Yahoo’s stock rose 7.05 percent, or 95 cents a share, to close at $14.42.

In honor of that, Yahoos today must be going to the Internet giant’s homepage and clicking on its famed exclamation point, which causes the page to, well, sound off with a hillbilly Yahoooooooooo!

It is a stellar rise, considering that Yahoo (YHOO) shares have been depressed for a long while, with minor ups and down, but sitting in the lackluster low teens for a while. The stock has not seen close to $15 a share since last October, in fact.

Microsoft (MSFT) shares got no boost from the news, declining a scant .41 percent, or eight cents a share, to close at $19.59.

That might change if the talks between the pair and other execs at both companies, which are preliminary and wide-ranging, result in a significant deal.

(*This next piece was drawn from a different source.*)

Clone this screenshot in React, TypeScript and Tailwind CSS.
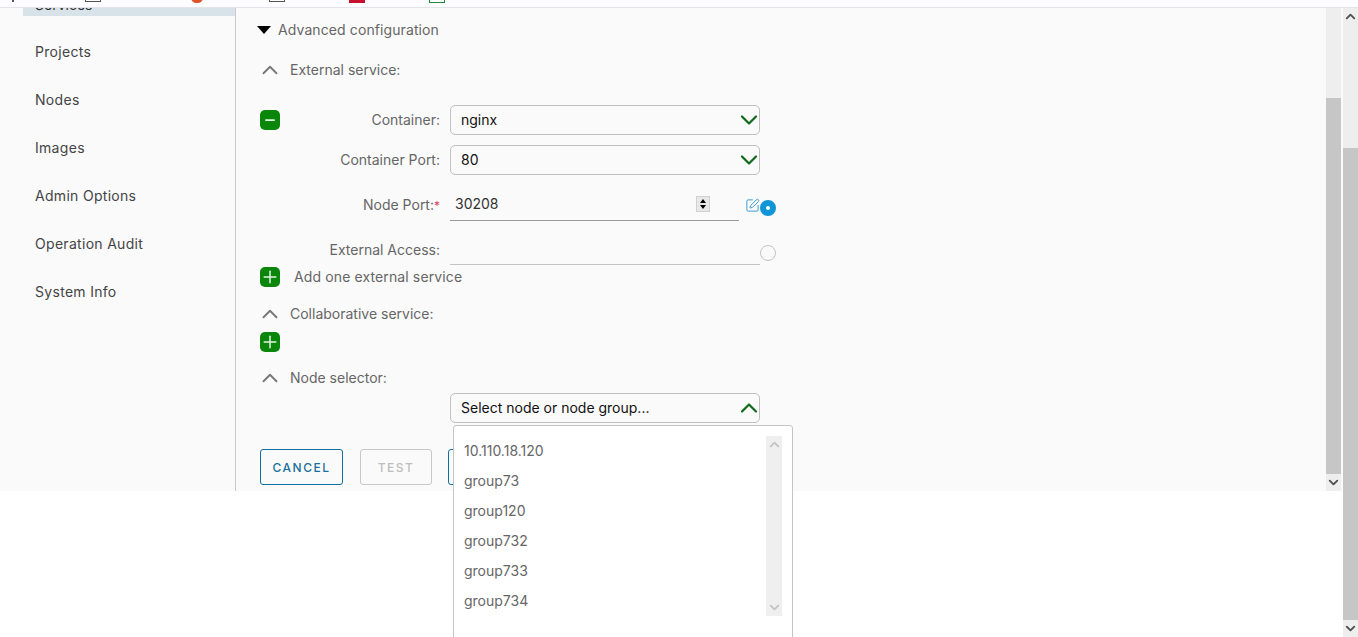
import { ChevronDown, ChevronUp, Minus, Plus, SquarePen } from 'lucide-react';

const navItems = ['Projects', 'Nodes', 'Images', 'Admin Options', 'Operation Audit', 'System Info'];
const options = ['10.110.18.120', 'group73', 'group120', 'group732', 'group733', 'group734'];

const GreenButton = ({ minus }: { minus?: boolean }) => (
    <span className="flex h-5 w-5 shrink-0 items-center justify-center rounded-[5px] bg-[#0a870a] text-[#e4f2e4]">
        {minus ? <Minus className="h-3.5 w-3.5" strokeWidth={3} /> : <Plus className="h-5 w-5" strokeWidth={1.8} />}
    </span>
);

const SectionTitle = ({ label }: { label: string }) => (
    <div className="flex h-5 items-center text-[#666666]">
        <ChevronUp className="ml-[-3px] h-[26px] w-[26px] text-[#777777]" strokeWidth={1.7} />
        <span className="ml-[7px]">{label}</span>
    </div>
);

const SelectBox = ({ value, open }: { value: string; open?: boolean }) => (
    <div className="flex h-[30px] w-[310px] items-center justify-between rounded-[5px] border border-[#c0c0c0] pl-[10px] text-[#111111]">
        <span>{value}</span>
        {open ? (
            <ChevronUp className="-mr-[4px] h-[28px] w-[28px] text-[#0f6b1c]" strokeWidth={1.9} />
        ) : (
            <ChevronDown className="-mr-[4px] h-[28px] w-[28px] text-[#0f6b1c]" strokeWidth={1.9} />
        )}
    </div>
);

const Label = ({ children }: { children: React.ReactNode }) => (
    <span className="w-[170px] pr-[10px] text-right text-[#666666]">{children}</span>
);

const ScrollArrow = ({ up, tone = 'text-[#505050]' }: { up?: boolean; tone?: string }) =>
    up ? <ChevronUp className={`h-[15px] w-[15px] ${tone}`} strokeWidth={3} /> : <ChevronDown className={`h-[15px] w-[15px] ${tone}`} strokeWidth={3} />;

export default function App() {
    return (
        <div className="relative flex h-[637px] w-[1358px] flex-col overflow-hidden bg-white font-['Inter',sans-serif] text-[14px] leading-5">
            {/* browser bookmarks, cut off at the top */}
            <div className="flex h-[8px] overflow-hidden border-b border-[#e3e3ea] bg-[#fdfcff]">
                <span className="ml-[12px] mt-[-8px] h-[10px] w-[2px] bg-[#555555]" />
                <span className="ml-[71px] mt-[-8px] h-[10px] w-[16px] border border-[#555555]" />
                <span className="ml-[90px] mt-[-8px] h-[11px] w-[12px] rounded-full bg-[#e0522a]" />
                <span className="ml-[66px] mt-[-8px] h-[10px] w-[16px] border border-[#555555]" />
                <span className="ml-[64px] mt-[-8px] h-[11px] w-[16px] bg-[#c8102e]" />
                <span className="ml-[64px] mt-[-8px] h-[11px] w-[16px] border border-[#1d8a3a]" />
            </div>

            <div className="flex h-[483px] bg-[#fafafa]">
                {/* sidebar */}
                <aside className="w-[236px] shrink-0 border-r border-[#c8c8c8]">
                    <div className="ml-[23px] flex h-[8px] items-end overflow-hidden bg-[#d8e3e9] pb-[1px] pl-[12px]">
                        <span className="shrink-0 text-[#333333]">Services</span>
                    </div>
                    <nav className="mt-[26px] flex flex-col gap-[28px] pl-[35px] tracking-[0.3px] text-[#444444]">
                        {navItems.map((item) => (
                            <span key={item} className="h-5">{item}</span>
                        ))}
                    </nav>
                </aside>

                {/* form */}
                <main className="flex-1 pl-[24px] pt-[12px]">
                    <div className="flex h-5 items-center tracking-[0.1px] text-[#666666]">
                        <span className="ml-[-3px] mr-[7px] h-0 w-0 border-x-[7.5px] border-t-[8px] border-x-transparent border-t-black" />
                        Advanced configuration
                    </div>
                    <div className="mt-[20px]"><SectionTitle label="External service:" /></div>

                    <div className="mt-[25px] flex items-center">
                        <GreenButton minus />
                        <Label>Container:</Label>
                        <SelectBox value="nginx" />
                    </div>
                    <div className="mt-[10px] flex items-center pl-[20px]">
                        <Label>Container Port:</Label>
                        <SelectBox value="80" />
                    </div>
                    <div className="mt-[15px] flex items-center pl-[20px]">
                        <span className="w-[170px] pr-[10px] text-right text-[#666666]">
                            Node Port:<span className="text-[12px] text-[#d0455a]">*</span>
                        </span>
                        <div className="flex h-[31px] w-[289px] items-center justify-between border-b border-[#9a9a9a] pb-[2px] pl-[5px] pr-[29px] text-[#333333]">
                            <span>30208</span>
                            <span className="flex h-[16px] w-[14px] flex-col items-center justify-center border border-[#d0d0d0] bg-[#e8e8e8]">
                                <span className="h-0 w-0 border-x-[3px] border-b-[4px] border-x-transparent border-b-black" />
                                <span className="mt-[2px] h-0 w-0 border-x-[3px] border-t-[4px] border-x-transparent border-t-black" />
                            </span>
                        </div>
                        <SquarePen className="ml-[6px] h-[15px] w-[15px] text-[#3d9ad1]" strokeWidth={1.6} />
                        <span className="mt-[5px] flex h-4 w-4 items-center justify-center rounded-full bg-[#0d95d8]">
                            <span className="h-[4px] w-[4px] rounded-full bg-white" />
                        </span>
                    </div>
                    <div className="mt-[13px] flex items-center pl-[20px]">
                        <Label>External Access:</Label>
                        <div className="h-[31px] w-[310px] border-b border-[#c4c4c4]" />
                        <span className="mt-[6px] h-4 w-4 rounded-full border border-[#c4c4c4]" />
                    </div>
                    <div className="mt-[2px] flex h-5 items-center text-[#666666]">
                        <GreenButton />
                        <span className="ml-[14px] tracking-[0.12px]">Add one external service</span>
                    </div>
                    <div className="mt-[17px]"><SectionTitle label="Collaborative service:" /></div>
                    <div className="mt-[8px]"><GreenButton /></div>
                    <div className="mt-[16px]"><SectionTitle label="Node selector:" /></div>
                    <div className="ml-[190px] mt-[5px]"><SelectBox value="Select node or node group..." open /></div>

                    <div className="mt-[26px] flex text-[12px] font-medium tracking-[1.5px]">
                        <button className="h-[36px] w-[83px] rounded-[3px] border border-[#0f6f9f] pt-[1px] text-[#1a6f9c]">CANCEL</button>
                        <button className="ml-[17px] h-[36px] w-[72px] rounded-[3px] border border-[#c8c8c8] pt-[1px] text-[#bdbdbd]">TEST</button>
                        <button className="ml-[16px] h-[36px] w-[60px] rounded-[3px] border border-[#0f6f9f]" />
                    </div>
                </main>

                {/* inner scrollbar */}
                <div className="flex w-[15px] shrink-0 flex-col items-center bg-[#eeeeee]">
                    <div className="mt-[90px] w-full flex-1 bg-[#c6c6c6]" />
                    <div className="flex h-[17px] items-center justify-center"><ScrollArrow /></div>
                </div>
                <div className="w-[2px] shrink-0" />
                <div className="w-[15px] shrink-0" />
            </div>

            {/* outer scrollbar */}
            <div className="absolute bottom-0 right-0 top-[8px] flex w-[15px] flex-col items-center bg-[#eeeeee]">
                <div className="flex h-[17px] items-center justify-center"><ScrollArrow up /></div>
                <div className="mt-[123px] w-full flex-1 bg-[#c6c6c6]" />
                <div className="flex h-[17px] items-center justify-center"><ScrollArrow /></div>
            </div>

            {/* open dropdown */}
            <div className="absolute left-[453px] top-[425px] h-[230px] w-[340px] rounded-[3px] border border-[#c4c4c4] bg-white">
                <div className="flex pt-[10px]">
                    <ul className="flex-1 pl-[10px] text-[#666666]">
                        {options.map((option) => (
                            <li key={option} className="flex h-[30px] items-center">{option}</li>
                        ))}
                    </ul>
                    <div className="mr-[10px] flex h-[180px] w-[16px] flex-col items-center justify-between bg-[#efefef] py-[1px]">
                        <ScrollArrow up tone="text-[#c4c4c4]" />
                        <ScrollArrow tone="text-[#c4c4c4]" />
                    </div>
                </div>
            </div>
        </div>
    );
}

There are many scenarios, such as one in which the companies swap online advertising assets and deliver services to each other.

In that interesting plan, Yahoo might take over all of Microsoft’s display and premium advertising business to sell along with its own, while Microsoft would run the search advertising business for the pair.

Such a deal, which plays to each company’s strengths, would bind the two closely together, even though they still compete on many other fronts in the Internet space.

Plus, it would give the two a major advantage in display advertising over search ad giant Google (GOOG).

Stifel Nicolaus analyst George Askew in a note said that display ad data show that Yahoo and Microsoft together reached 86 percent of online unique users in a recent survey. Google had a 78 percent share, mostly via its YouTube video service unit.

Most other Wall Street analysts were bullish on the idea of a Microsoft-Yahoo deal too.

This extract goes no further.